Union busting is going on all across the nation and Honeywell has engaged in an employee lockout believed to be in retaliation against a whistleblower who notified authorities of toxic radioactive mud leaking into the Ohio River when the company failed to do anything to clean it up.

…major U.S. weapons manufacturer, Honeywell, pled guilty last month to illegally storing hazardous radioactive waste without a permit. The company kept highly radioactive mud in drums in the open air behind its uranium enrichment plant in Metropolis, Illinois. According to a former Honeywell environmental safety officer, the toxic waste leaked into the Ohio River, which runs next to the plant.

Workers at the facility say they notified Honeywell of the problem on many occasions. Many are members of the United Steelworkers union and feel this particular incident led to the company’s desire to bust their union. More than 200 workers at the Metropolis plant have been out of work since last June due to stalled contract negotiations with the company on workplace safety, economic and seniority issues. Dozens of workers protested at the Honeywell shareholder meeting on Monday. Honeywell did not return a call from Democracy Now!, but it released a statement that its, quote, “goal remains to reach a fair and equitable settlement with the union.”

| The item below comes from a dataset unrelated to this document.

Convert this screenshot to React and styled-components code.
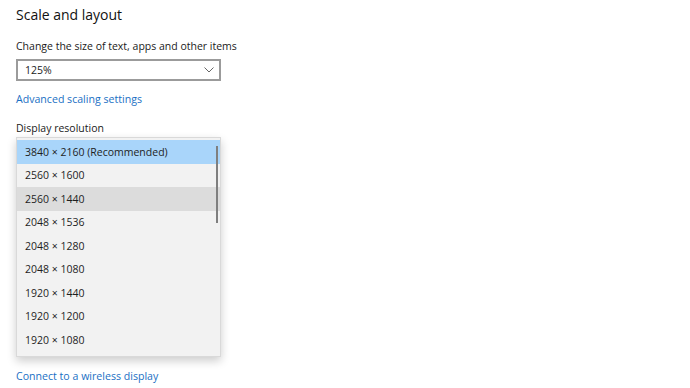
import React from 'react'
import styled, { createGlobalStyle } from 'styled-components'

const Global = createGlobalStyle`
  html, body {
    margin: 0;
    background: #ffffff;
  }
  body {
    font-family: "Open Sans", "Noto Sans", sans-serif;
    color: #1f1f1f;
  }
`

const Page = styled.div`
  width: 690px;
  height: 388px;
  overflow: hidden;
  padding: 5px 16px 0;
  box-sizing: border-box;
  display: flex;
  flex-direction: column;
  align-items: flex-start;
`

const Heading = styled.h2`
  margin: 0;
  font-size: 14px;
  font-weight: 400;
  line-height: 20px;
  color: #111;
`

const Label = styled.div`
  margin-top: ${props => props.$top || 0}px;
  font-size: 10.5px;
  line-height: 15px;
  color: #1a1a1a;
`

const Combo = styled.div`
  margin-top: 5.5px;
  width: 205px;
  height: 22px;
  box-sizing: border-box;
  border: 2px solid #9b9b9b;
  display: flex;
  align-items: center;
  justify-content: space-between;
  padding: 0 5px 0 7px;
  font-size: 10.5px;
  color: #222;
`

const Link = styled.a`
  margin-top: ${props => props.$top || 0}px;
  font-size: 10.6px;
  line-height: 15px;
  color: #1a70c4;
  text-decoration: none;
`

const Popup = styled.div`
  margin-top: 1.5px;
  width: 205px;
  box-sizing: border-box;
  background: #f2f2f2;
  border: 1px solid #d9d9d9;
  box-shadow: 0 4px 9px rgba(0, 0, 0, 0.2);
  padding: 2px 0 4.5px;
  position: relative;
`

const Item = styled.div`
  height: 23.5px;
  display: flex;
  align-items: center;
  padding-left: 8px;
  font-size: 10.5px;
  color: #1e1e1e;
  background: ${props =>
    props.$selected ? '#a9d5fa' : props.$hover ? '#dcdcdc' : 'transparent'};
`

const Scroll = styled.div`
  position: absolute;
  right: 2px;
  top: 8px;
  width: 2px;
  height: 77px;
  background: #7f7f7f;
`

const Chevron = () => (
  <svg width="10" height="6" viewBox="0 0 10 6">
    <path d="M0.5 0.5 L5 5 L9.5 0.5" fill="none" stroke="#666" strokeWidth="1" />
  </svg>
)

const resolutions = [
  '3840 × 2160 (Recommended)',
  '2560 × 1600',
  '2560 × 1440',
  '2048 × 1536',
  '2048 × 1280',
  '2048 × 1080',
  '1920 × 1440',
  '1920 × 1200',
  '1920 × 1080',
]

export default function App() {
  return (
    <Page>
      <Global />
      <Heading>Scale and layout</Heading>
      <Label $top={13.5}>Change the size of text, apps and other items</Label>
      <Combo>
        <span>125%</span>
        <Chevron />
      </Combo>
      <Link $top={10.5}>Advanced scaling settings</Link>
      <Label $top={14}>Display resolution</Label>
      <Popup>
        {resolutions.map((r, i) => (
          <Item key={r} $selected={i === 0} $hover={i === 2}>
            {r}
          </Item>
        ))}
        <Scroll />
      </Popup>
      <Link $top={11.5}>Connect to a wireless display</Link>
    </Page>
  )
}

During the company’s attempt to bust the union it has brought in replacement workers and union organizer, Mike Elk reports potentially fatal accidents involving poisonous UF6 gas have occurred.

…the company brought in scabs, replacement workers, from a group called the Shaw Group. Now, the Shaw Group has a long history of covering up nuclear—you know, problems at nuclear facilities. They were fined $6.2 million by the federal government in 2009 for forcing its workers not to report safety problems at nuclear facilities in Alabama and Tennessee.

Since then, they’ve come in—there’s been many accidents. In August, there was an explosion at the plant, when hydrogen and fluoride gas combined. It blew off two of the scrubbers at the plant and forced the plant to shut down for several days. I talked with the state police at the time, and they said they had never heard such a loud explosion come from this plant, in decades.

In September, I found a report from the Nuclear Regulatory Commission that showed that Honeywell cheated on the test, the safety test, the qualification test for the scab workers that replaced the locked-out workers. One of these—you know, the Nuclear Regulatory Commission claimed that Honeywell corrected the problem; however, in September, one of the workers, who was not following procedure, damaged a safety valve on a container of UF6 gas. Now, UF6 gas is highly toxic. A couple puffs of it, and you’re dead. By not following procedure, he damaged a safety valve, and it released some traces of UF6 gas into the plant. Now, had that safety valve failed completely—there was 10,000 pounds of UF6 gas in that canister, and had that been released, it would have killed everybody within a six-mile radius of the facility in Metropolis, Illinois.

So the workers—and as well, in December, there was a release of HF gas, where alarms went off for several hours, directly into the atmosphere. So there’s a long history of problems at this facility. And the problems, it seems, have only gotten, you know, worse since they’ve brought in scabs to run the facility.